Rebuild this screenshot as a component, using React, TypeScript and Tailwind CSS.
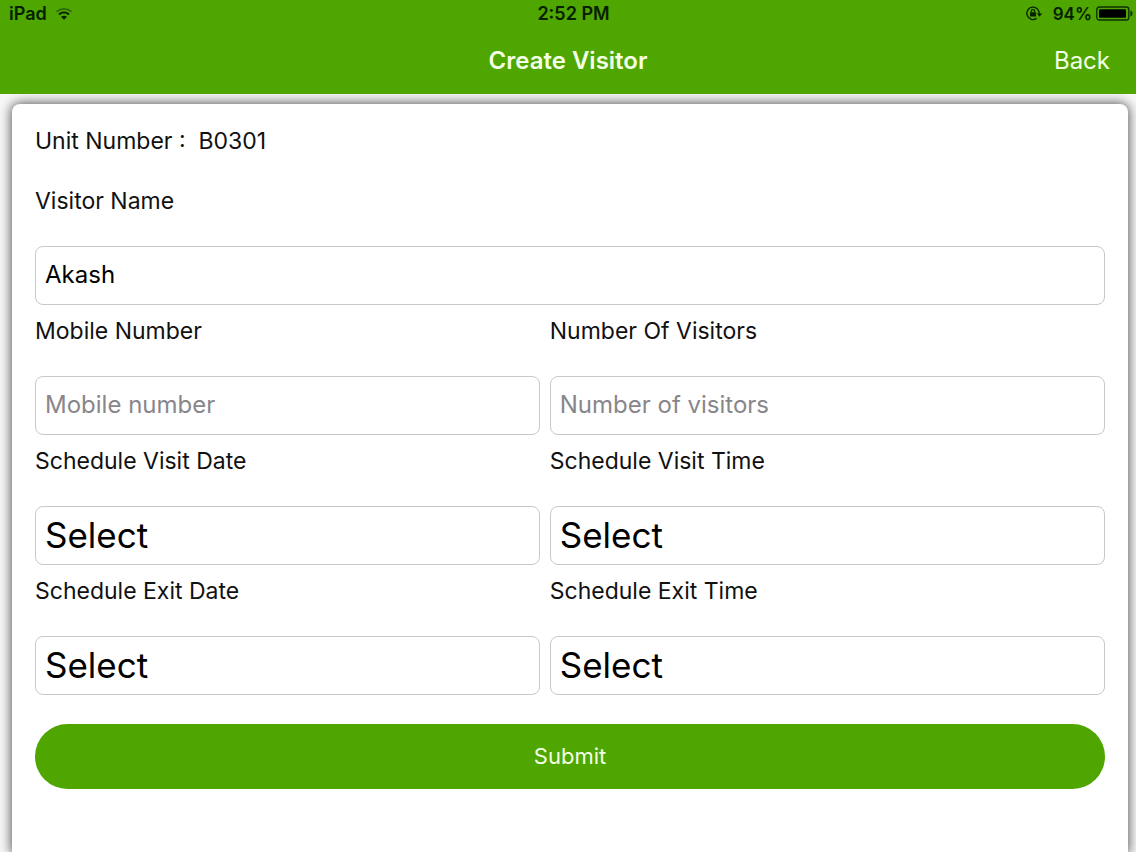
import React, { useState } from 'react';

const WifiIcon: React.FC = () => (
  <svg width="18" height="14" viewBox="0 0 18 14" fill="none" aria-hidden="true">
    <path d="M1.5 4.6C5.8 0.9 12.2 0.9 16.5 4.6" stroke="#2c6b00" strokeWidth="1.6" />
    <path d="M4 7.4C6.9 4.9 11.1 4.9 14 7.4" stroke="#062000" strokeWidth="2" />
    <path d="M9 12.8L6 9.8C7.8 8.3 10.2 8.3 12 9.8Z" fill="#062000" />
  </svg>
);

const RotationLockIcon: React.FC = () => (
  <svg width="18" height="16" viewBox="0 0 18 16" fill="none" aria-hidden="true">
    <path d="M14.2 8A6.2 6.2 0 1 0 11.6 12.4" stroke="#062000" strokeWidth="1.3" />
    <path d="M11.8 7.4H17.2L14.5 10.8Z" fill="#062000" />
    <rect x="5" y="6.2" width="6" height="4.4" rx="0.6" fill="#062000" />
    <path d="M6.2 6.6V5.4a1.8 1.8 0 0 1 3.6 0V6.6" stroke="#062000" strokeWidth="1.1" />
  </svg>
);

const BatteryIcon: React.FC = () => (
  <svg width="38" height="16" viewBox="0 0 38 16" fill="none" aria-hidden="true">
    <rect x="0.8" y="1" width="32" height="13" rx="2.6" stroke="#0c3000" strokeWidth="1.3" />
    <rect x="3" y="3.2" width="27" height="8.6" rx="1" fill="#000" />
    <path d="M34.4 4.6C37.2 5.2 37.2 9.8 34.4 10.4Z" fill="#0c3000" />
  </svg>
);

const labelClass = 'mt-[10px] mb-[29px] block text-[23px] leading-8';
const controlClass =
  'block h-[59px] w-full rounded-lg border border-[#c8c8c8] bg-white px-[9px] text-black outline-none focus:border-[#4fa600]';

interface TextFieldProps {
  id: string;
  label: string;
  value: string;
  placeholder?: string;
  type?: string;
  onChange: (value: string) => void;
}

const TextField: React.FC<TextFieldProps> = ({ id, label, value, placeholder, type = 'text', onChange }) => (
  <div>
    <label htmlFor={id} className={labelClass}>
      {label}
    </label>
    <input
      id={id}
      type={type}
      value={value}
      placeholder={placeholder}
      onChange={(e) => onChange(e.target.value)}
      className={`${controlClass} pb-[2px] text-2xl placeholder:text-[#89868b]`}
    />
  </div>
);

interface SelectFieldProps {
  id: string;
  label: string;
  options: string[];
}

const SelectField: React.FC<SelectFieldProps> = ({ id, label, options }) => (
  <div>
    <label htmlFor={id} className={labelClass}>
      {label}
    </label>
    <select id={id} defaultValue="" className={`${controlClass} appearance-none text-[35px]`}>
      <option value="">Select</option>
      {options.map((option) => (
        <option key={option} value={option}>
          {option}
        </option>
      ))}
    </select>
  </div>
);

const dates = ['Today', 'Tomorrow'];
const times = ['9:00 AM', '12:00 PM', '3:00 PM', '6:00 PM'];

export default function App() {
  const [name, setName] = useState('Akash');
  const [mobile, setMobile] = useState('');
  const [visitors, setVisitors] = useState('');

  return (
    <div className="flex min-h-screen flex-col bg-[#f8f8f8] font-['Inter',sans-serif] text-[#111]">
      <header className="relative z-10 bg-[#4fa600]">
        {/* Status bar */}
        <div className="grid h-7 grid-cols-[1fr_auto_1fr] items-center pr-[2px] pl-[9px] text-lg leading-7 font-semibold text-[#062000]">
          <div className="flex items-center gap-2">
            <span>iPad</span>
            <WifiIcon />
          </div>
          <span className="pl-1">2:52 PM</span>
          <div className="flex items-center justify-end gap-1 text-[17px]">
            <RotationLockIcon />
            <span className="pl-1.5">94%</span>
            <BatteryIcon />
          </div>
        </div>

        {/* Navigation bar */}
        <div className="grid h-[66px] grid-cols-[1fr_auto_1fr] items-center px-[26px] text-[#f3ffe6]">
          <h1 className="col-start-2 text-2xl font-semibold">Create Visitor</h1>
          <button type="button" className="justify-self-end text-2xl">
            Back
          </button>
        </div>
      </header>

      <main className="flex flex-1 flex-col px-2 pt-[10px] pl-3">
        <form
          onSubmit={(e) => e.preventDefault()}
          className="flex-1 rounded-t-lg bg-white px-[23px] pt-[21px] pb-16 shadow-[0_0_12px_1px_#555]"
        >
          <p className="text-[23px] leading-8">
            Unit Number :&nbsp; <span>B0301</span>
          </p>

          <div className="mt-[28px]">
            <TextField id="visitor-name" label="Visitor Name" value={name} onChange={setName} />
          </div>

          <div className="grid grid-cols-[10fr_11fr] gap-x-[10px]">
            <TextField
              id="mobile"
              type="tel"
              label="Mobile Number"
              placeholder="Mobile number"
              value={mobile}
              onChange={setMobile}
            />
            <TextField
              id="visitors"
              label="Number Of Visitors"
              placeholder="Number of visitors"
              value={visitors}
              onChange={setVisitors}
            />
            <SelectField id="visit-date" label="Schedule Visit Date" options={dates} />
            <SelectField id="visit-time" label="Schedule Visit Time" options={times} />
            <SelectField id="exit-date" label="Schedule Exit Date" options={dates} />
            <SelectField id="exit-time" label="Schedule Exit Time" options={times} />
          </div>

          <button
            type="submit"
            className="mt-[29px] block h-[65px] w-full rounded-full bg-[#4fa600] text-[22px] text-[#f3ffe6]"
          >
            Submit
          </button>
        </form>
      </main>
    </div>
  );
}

= Problem to work on =
Repeat the listing above exactly, with no pictures.

= Solution =
Rebuild this screenshot as a component, using React, TypeScript and Tailwind CSS.
import React, { useState } from 'react';

const WifiIcon: React.FC = () => (
  <svg width="18" height="14" viewBox="0 0 18 14" fill="none" aria-hidden="true">
    <path d="M1.5 4.6C5.8 0.9 12.2 0.9 16.5 4.6" stroke="#2c6b00" strokeWidth="1.6" />
    <path d="M4 7.4C6.9 4.9 11.1 4.9 14 7.4" stroke="#062000" strokeWidth="2" />
    <path d="M9 12.8L6 9.8C7.8 8.3 10.2 8.3 12 9.8Z" fill="#062000" />
  </svg>
);

const RotationLockIcon: React.FC = () => (
  <svg width="18" height="16" viewBox="0 0 18 16" fill="none" aria-hidden="true">
    <path d="M14.2 8A6.2 6.2 0 1 0 11.6 12.4" stroke="#062000" strokeWidth="1.3" />
    <path d="M11.8 7.4H17.2L14.5 10.8Z" fill="#062000" />
    <rect x="5" y="6.2" width="6" height="4.4" rx="0.6" fill="#062000" />
    <path d="M6.2 6.6V5.4a1.8 1.8 0 0 1 3.6 0V6.6" stroke="#062000" strokeWidth="1.1" />
  </svg>
);

const BatteryIcon: React.FC = () => (
  <svg width="38" height="16" viewBox="0 0 38 16" fill="none" aria-hidden="true">
    <rect x="0.8" y="1" width="32" height="13" rx="2.6" stroke="#0c3000" strokeWidth="1.3" />
    <rect x="3" y="3.2" width="27" height="8.6" rx="1" fill="#000" />
    <path d="M34.4 4.6C37.2 5.2 37.2 9.8 34.4 10.4Z" fill="#0c3000" />
  </svg>
);

const labelClass = 'mt-[10px] mb-[29px] block text-[23px] leading-8';
const controlClass =
  'block h-[59px] w-full rounded-lg border border-[#c8c8c8] bg-white px-[9px] text-black outline-none focus:border-[#4fa600]';

interface TextFieldProps {
  id: string;
  label: string;
  value: string;
  placeholder?: string;
  type?: string;
  onChange: (value: string) => void;
}

const TextField: React.FC<TextFieldProps> = ({ id, label, value, placeholder, type = 'text', onChange }) => (
  <div>
    <label htmlFor={id} className={labelClass}>
      {label}
    </label>
    <input
      id={id}
      type={type}
      value={value}
      placeholder={placeholder}
      onChange={(e) => onChange(e.target.value)}
      className={`${controlClass} pb-[2px] text-2xl placeholder:text-[#89868b]`}
    />
  </div>
);

interface SelectFieldProps {
  id: string;
  label: string;
  options: string[];
}

const SelectField: React.FC<SelectFieldProps> = ({ id, label, options }) => (
  <div>
    <label htmlFor={id} className={labelClass}>
      {label}
    </label>
    <select id={id} defaultValue="" className={`${controlClass} appearance-none text-[35px]`}>
      <option value="">Select</option>
      {options.map((option) => (
        <option key={option} value={option}>
          {option}
        </option>
      ))}
    </select>
  </div>
);

const dates = ['Today', 'Tomorrow'];
const times = ['9:00 AM', '12:00 PM', '3:00 PM', '6:00 PM'];

export default function App() {
  const [name, setName] = useState('Akash');
  const [mobile, setMobile] = useState('');
  const [visitors, setVisitors] = useState('');

  return (
    <div className="flex min-h-screen flex-col bg-[#f8f8f8] font-['Inter',sans-serif] text-[#111]">
      <header className="relative z-10 bg-[#4fa600]">
        {/* Status bar */}
        <div className="grid h-7 grid-cols-[1fr_auto_1fr] items-center pr-[2px] pl-[9px] text-lg leading-7 font-semibold text-[#062000]">
          <div className="flex items-center gap-2">
            <span>iPad</span>
            <WifiIcon />
          </div>
          <span className="pl-1">2:52 PM</span>
          <div className="flex items-center justify-end gap-1 text-[17px]">
            <RotationLockIcon />
            <span className="pl-1.5">94%</span>
            <BatteryIcon />
          </div>
        </div>

        {/* Navigation bar */}
        <div className="grid h-[66px] grid-cols-[1fr_auto_1fr] items-center px-[26px] text-[#f3ffe6]">
          <h1 className="col-start-2 text-2xl font-semibold">Create Visitor</h1>
          <button type="button" className="justify-self-end text-2xl">
            Back
          </button>
        </div>
      </header>

      <main className="flex flex-1 flex-col px-2 pt-[10px] pl-3">
        <form
          onSubmit={(e) => e.preventDefault()}
          className="flex-1 rounded-t-lg bg-white px-[23px] pt-[21px] pb-16 shadow-[0_0_12px_1px_#555]"
        >
          <p className="text-[23px] leading-8">
            Unit Number :&nbsp; <span>B0301</span>
          </p>

          <div className="mt-[28px]">
            <TextField id="visitor-name" label="Visitor Name" value={name} onChange={setName} />
          </div>

          <div className="grid grid-cols-[10fr_11fr] gap-x-[10px]">
            <TextField
              id="mobile"
              type="tel"
              label="Mobile Number"
              placeholder="Mobile number"
              value={mobile}
              onChange={setMobile}
            />
            <TextField
              id="visitors"
              label="Number Of Visitors"
              placeholder="Number of visitors"
              value={visitors}
              onChange={setVisitors}
            />
            <SelectField id="visit-date" label="Schedule Visit Date" options={dates} />
            <SelectField id="visit-time" label="Schedule Visit Time" options={times} />
            <SelectField id="exit-date" label="Schedule Exit Date" options={dates} />
            <SelectField id="exit-time" label="Schedule Exit Time" options={times} />
          </div>

          <button
            type="submit"
            className="mt-[29px] block h-[65px] w-full rounded-full bg-[#4fa600] text-[22px] text-[#f3ffe6]"
          >
            Submit
          </button>
        </form>
      </main>
    </div>
  );
}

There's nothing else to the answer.